HoYoverse AI Investment Signals A Major Shift For The Genshin Impact Studio

Artificial intelligence remains one of the most divisive topics in gaming. Players are often wary of how AI could affect creativity, labour, writing, art, and the personality of future games, while major studios continue looking at the technology as a way to support production at scale.

HoYoverse now appears to be preparing one of the industry’s biggest AI pushes. The company behind Genshin Impact, Honkai: Star Rail, and Zenless Zone Zero is reportedly planning to invest up to 100 billion RMB, or around US$14.6 billion, into AI development over the next three years.

As reported by GamesIndustry.biz, the figure reportedly came from co-founder Liu Wei during a private technical sharing and recruitment session in Beijing. While the company has not issued a wider public breakdown of the plan, the reported scale immediately places HoYoverse among the most aggressive gaming companies in the AI race.

HoYoverse Wants To Build Its Own AI Ecosystem

The most notable part of the reported plan is not just the money involved. It is HoYoverse’s apparent desire to build more of its AI systems internally rather than leaning heavily on third-party services.

That could include GPU clusters, training infrastructure, proprietary models, production tools, and systems designed specifically around HoYoverse’s own development needs. For a company built around large live service worlds, constant updates, and character-driven content, that kind of control could become a major advantage.

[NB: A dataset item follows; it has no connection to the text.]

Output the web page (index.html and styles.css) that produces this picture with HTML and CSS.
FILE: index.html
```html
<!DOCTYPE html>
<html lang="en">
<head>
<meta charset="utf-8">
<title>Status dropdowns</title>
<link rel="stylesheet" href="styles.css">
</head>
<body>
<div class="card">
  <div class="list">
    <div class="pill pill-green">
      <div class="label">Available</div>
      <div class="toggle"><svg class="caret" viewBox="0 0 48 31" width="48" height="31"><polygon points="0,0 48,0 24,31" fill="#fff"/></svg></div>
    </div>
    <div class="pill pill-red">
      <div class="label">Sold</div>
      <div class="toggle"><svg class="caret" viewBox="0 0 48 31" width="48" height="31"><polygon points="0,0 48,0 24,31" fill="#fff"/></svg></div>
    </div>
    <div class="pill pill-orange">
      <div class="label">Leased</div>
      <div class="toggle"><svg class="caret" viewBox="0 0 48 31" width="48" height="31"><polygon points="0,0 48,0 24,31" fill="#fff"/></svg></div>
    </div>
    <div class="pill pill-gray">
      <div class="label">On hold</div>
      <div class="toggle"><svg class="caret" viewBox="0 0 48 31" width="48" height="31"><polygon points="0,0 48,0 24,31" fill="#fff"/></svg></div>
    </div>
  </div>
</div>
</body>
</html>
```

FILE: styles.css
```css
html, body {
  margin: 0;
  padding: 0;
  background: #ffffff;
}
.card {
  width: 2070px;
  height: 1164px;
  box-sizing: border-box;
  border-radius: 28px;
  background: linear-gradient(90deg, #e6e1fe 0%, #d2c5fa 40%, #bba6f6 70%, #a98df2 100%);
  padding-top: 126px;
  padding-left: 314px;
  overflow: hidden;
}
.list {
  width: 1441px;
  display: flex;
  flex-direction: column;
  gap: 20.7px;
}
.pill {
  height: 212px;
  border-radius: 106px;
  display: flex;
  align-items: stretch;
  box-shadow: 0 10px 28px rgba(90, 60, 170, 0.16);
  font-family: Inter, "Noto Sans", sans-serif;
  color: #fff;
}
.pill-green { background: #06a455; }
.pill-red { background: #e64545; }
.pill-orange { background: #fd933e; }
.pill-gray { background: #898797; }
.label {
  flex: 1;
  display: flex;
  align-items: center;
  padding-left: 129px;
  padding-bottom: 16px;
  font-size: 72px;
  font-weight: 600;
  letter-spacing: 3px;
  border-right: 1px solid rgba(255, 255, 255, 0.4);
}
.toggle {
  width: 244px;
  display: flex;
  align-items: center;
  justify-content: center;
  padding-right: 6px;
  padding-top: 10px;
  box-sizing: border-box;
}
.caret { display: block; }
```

In practical terms, the company is reportedly looking at AI support across areas such as workflow automation, code generation, content production, NPC behaviour, and live service operations. These are the areas where large studios often face the most pressure, especially when games need frequent updates across several regions and platforms.

HoYoVerse Petit Planet

AI NPCs Could Become A Key Part Of Future Games

One of the most immediate player-facing possibilities appears to be AI-driven NPC interaction. Petit Planet has reportedly been highlighted as a future project in which HoYoverse could use internally developed AI systems to make non-playable characters feel more responsive.

That idea fits the direction many studios are now exploring. Traditional NPCs are usually limited by scripted dialogue trees and fixed behavioural routines. AI systems could allow them to respond with more variety, remember context more effectively, or react more naturally to player choices.

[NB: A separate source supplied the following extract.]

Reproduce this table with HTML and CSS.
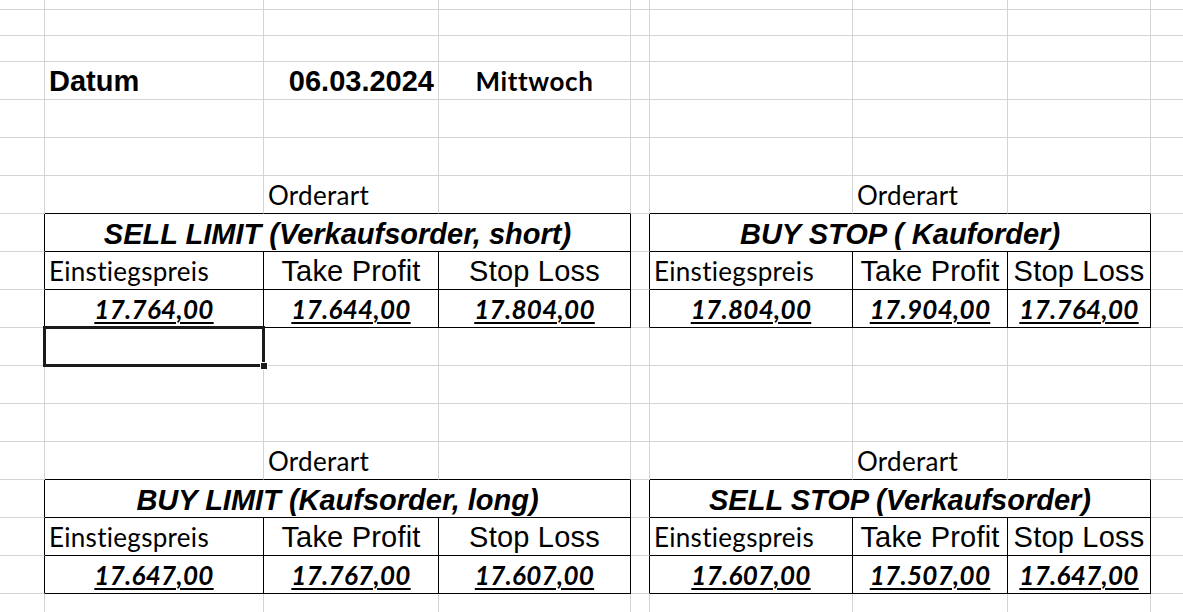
FILE: index.html
```html
<!DOCTYPE html>
<html lang="de">
<head>
<meta charset="utf-8">
<title>Orderarten</title>
<link rel="stylesheet" href="styles.css">
</head>
<body>
<div class="sheet">
  <div class="row h10"><div class="c"></div><div class="c"></div><div class="c"></div><div class="c"></div><div class="c"></div><div class="c"></div><div class="c"></div><div class="c"></div><div class="c"></div></div>
  <div class="row h26"><div class="c"></div><div class="c"></div><div class="c"></div><div class="c"></div><div class="c"></div><div class="c"></div><div class="c"></div><div class="c"></div><div class="c"></div></div>
  <div class="row h26"><div class="c"></div><div class="c"></div><div class="c"></div><div class="c"></div><div class="c"></div><div class="c"></div><div class="c"></div><div class="c"></div><div class="c"></div></div>
  <div class="row">
    <div class="c"></div>
    <div class="c l arial-b">Datum</div>
    <div class="c r arial-b">06.03.2024</div>
    <div class="c m cal-b">Mittwoch</div>
    <div class="c"></div><div class="c"></div><div class="c"></div><div class="c"></div><div class="c"></div>
  </div>
  <div class="row"><div class="c"></div><div class="c"></div><div class="c"></div><div class="c"></div><div class="c"></div><div class="c"></div><div class="c"></div><div class="c"></div><div class="c"></div></div>
  <div class="row"><div class="c"></div><div class="c"></div><div class="c"></div><div class="c"></div><div class="c"></div><div class="c"></div><div class="c"></div><div class="c"></div><div class="c"></div></div>

  <!-- Table set 1 -->
  <div class="row">
    <div class="c"></div>
    <div class="c kb"></div>
    <div class="c kb l cal">Orderart</div>
    <div class="c kb"></div>
    <div class="c"></div>
    <div class="c kb"></div>
    <div class="c kb l cal">Orderart</div>
    <div class="c kb"></div>
    <div class="c"></div>
  </div>
  <div class="row">
    <div class="c kr"></div>
    <div class="c s3 kr kb m arial-bi t">SELL LIMIT (Verkaufsorder, short)</div>
    <div class="c kr"></div>
    <div class="c s3 kr kb m arial-bi t">BUY STOP ( Kauforder)</div>
    <div class="c"></div>
  </div>
  <div class="row">
    <div class="c kr"></div>
    <div class="c kr kb l cal">Einstiegspreis</div>
    <div class="c kr kb m arial">Take Profit</div>
    <div class="c kr kb m arial">Stop Loss</div>
    <div class="c kr"></div>
    <div class="c kr kb l cal">Einstiegspreis</div>
    <div class="c kr kb m arial">Take Profit</div>
    <div class="c kr kb m arial">Stop Loss</div>
    <div class="c"></div>
  </div>
  <div class="row">
    <div class="c kr"></div>
    <div class="c kr kb m val">17.764,00</div>
    <div class="c kr kb m val">17.644,00</div>
    <div class="c kr kb m val">17.804,00</div>
    <div class="c kr"></div>
    <div class="c kr kb m val">17.804,00</div>
    <div class="c kr kb m val">17.904,00</div>
    <div class="c kr kb m val">17.764,00</div>
    <div class="c"></div>
  </div>
  <div class="row">
    <div class="c"></div>
    <div class="c selcell"><div class="sel"><div class="handle"></div></div></div>
    <div class="c"></div><div class="c"></div><div class="c"></div><div class="c"></div><div class="c"></div><div class="c"></div><div class="c"></div>
  </div>
  <div class="row"><div class="c"></div><div class="c"></div><div class="c"></div><div class="c"></div><div class="c"></div><div class="c"></div><div class="c"></div><div class="c"></div><div class="c"></div></div>
  <div class="row"><div class="c"></div><div class="c"></div><div class="c"></div><div class="c"></div><div class="c"></div><div class="c"></div><div class="c"></div><div class="c"></div><div class="c"></div></div>

  <!-- Table set 2 -->
  <div class="row">
    <div class="c"></div>
    <div class="c kb"></div>
    <div class="c kb l cal">Orderart</div>
    <div class="c kb"></div>
    <div class="c"></div>
    <div class="c kb"></div>
    <div class="c kb l cal">Orderart</div>
    <div class="c kb"></div>
    <div class="c"></div>
  </div>
  <div class="row">
    <div class="c kr"></div>
    <div class="c s3 kr kb m arial-bi t">BUY LIMIT (Kaufsorder, long)</div>
    <div class="c kr"></div>
    <div class="c s3 kr kb m arial-bi t">SELL STOP (Verkaufsorder)</div>
    <div class="c"></div>
  </div>
  <div class="row">
    <div class="c kr"></div>
    <div class="c kr kb l cal">Einstiegspreis</div>
    <div class="c kr kb m arial">Take Profit</div>
    <div class="c kr kb m arial">Stop Loss</div>
    <div class="c kr"></div>
    <div class="c kr kb l cal">Einstiegspreis</div>
    <div class="c kr kb m arial">Take Profit</div>
    <div class="c kr kb m arial">Stop Loss</div>
    <div class="c"></div>
  </div>
  <div class="row">
    <div class="c kr"></div>
    <div class="c kr kb m val">17.647,00</div>
    <div class="c kr kb m val">17.767,00</div>
    <div class="c kr kb m val">17.607,00</div>
    <div class="c kr"></div>
    <div class="c kr kb m val">17.607,00</div>
    <div class="c kr kb m val">17.507,00</div>
    <div class="c kr kb m val">17.647,00</div>
    <div class="c"></div>
  </div>
  <div class="row"><div class="c"></div><div class="c"></div><div class="c"></div><div class="c"></div><div class="c"></div><div class="c"></div><div class="c"></div><div class="c"></div><div class="c"></div></div>
</div>
</body>
</html>
```

FILE: styles.css
```css
html, body {
  margin: 0;
  padding: 0;
  background: #ffffff;
}

body {
  width: 1183px;
  height: 612px;
  overflow: hidden;
  color: #000;
}

.sheet {
  display: flex;
  flex-direction: column;
}

.row {
  display: grid;
  grid-template-columns: 45px 219px 175px 192px 19px 203px 155px 143px 40px;
  height: 38px;
  flex: none;
}

.row.h10 { height: 10px; }
.row.h26 { height: 26px; }

.c {
  box-sizing: border-box;
  min-width: 0;
  border-right: 1px solid #d4d4d4;
  border-bottom: 1px solid #d4d4d4;
  display: flex;
  align-items: flex-end;
  padding: 0 4px 4px;
  line-height: 28px;
  white-space: nowrap;
  font-variant-ligatures: none;
}

.s3 { grid-column: span 3; }

.kr { border-right-color: #000; }
.kb { border-bottom-color: #000; }

.l { justify-content: flex-start; }
.m { justify-content: center; }
.r { justify-content: flex-end; }

.arial {
  font-family: "Liberation Sans", Arial, sans-serif;
  font-size: 29px;
  letter-spacing: 0.2px;
}

.arial-b {
  font-family: "Liberation Sans", Arial, sans-serif;
  font-size: 29px;
  font-weight: bold;
}

.arial-bi {
  font-family: "Liberation Sans", Arial, sans-serif;
  font-size: 29px;
  font-weight: bold;
  font-style: italic;
}

.t { padding-bottom: 3px; }

.cal {
  font-family: Lato, "Noto Sans", sans-serif;
  font-size: 26px;
  letter-spacing: 0.3px;
}

.cal-b {
  font-family: Lato, "Noto Sans", sans-serif;
  font-size: 26px;
  font-weight: bold;
  letter-spacing: 0.6px;
}

.val {
  font-family: Lato, "Noto Sans", sans-serif;
  font-size: 26px;
  font-weight: bold;
  font-style: italic;
  letter-spacing: 0.3px;
  text-decoration: underline;
  text-decoration-thickness: 2px;
  text-underline-offset: 3px;
}

.selcell { position: relative; }

.sel {
  position: absolute;
  left: -2px;
  top: -2px;
  width: 222px;
  height: 41px;
  box-sizing: border-box;
  border: 3px solid #1b1b1b;
  z-index: 2;
}

.handle {
  position: absolute;
  left: 214px;
  top: 33px;
  width: 6px;
  height: 6px;
  background: #1b1b1b;
  border: 1px solid #fff;
}
```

At the same time, this is where player scepticism will be strongest. HoYoverse games are built heavily around character identity, voice, tone, writing, and emotional attachment. If AI tools are used too visibly or too clumsily, players may push back hard against anything that feels less authored or less carefully written.

The Stakes Are Bigger Than One Studio

HoYoverse’s reported investment also reflects a wider industry question. AI is no longer being treated only as a production shortcut. For some major companies, it is starting to look like a foundational technology that could shape how future games are built, operated, and expanded.

That does not mean the audience is ready to accept it without concern. Gaming communities are still debating where AI can support development responsibly and where it risks weakening the craft that makes games feel personal and human.

For HoYoverse, the challenge will be proving that its AI push can improve its games without making them feel less authored. The investment may be massive, but the real test will come when players see how that technology changes the worlds, characters, and stories they actually care about.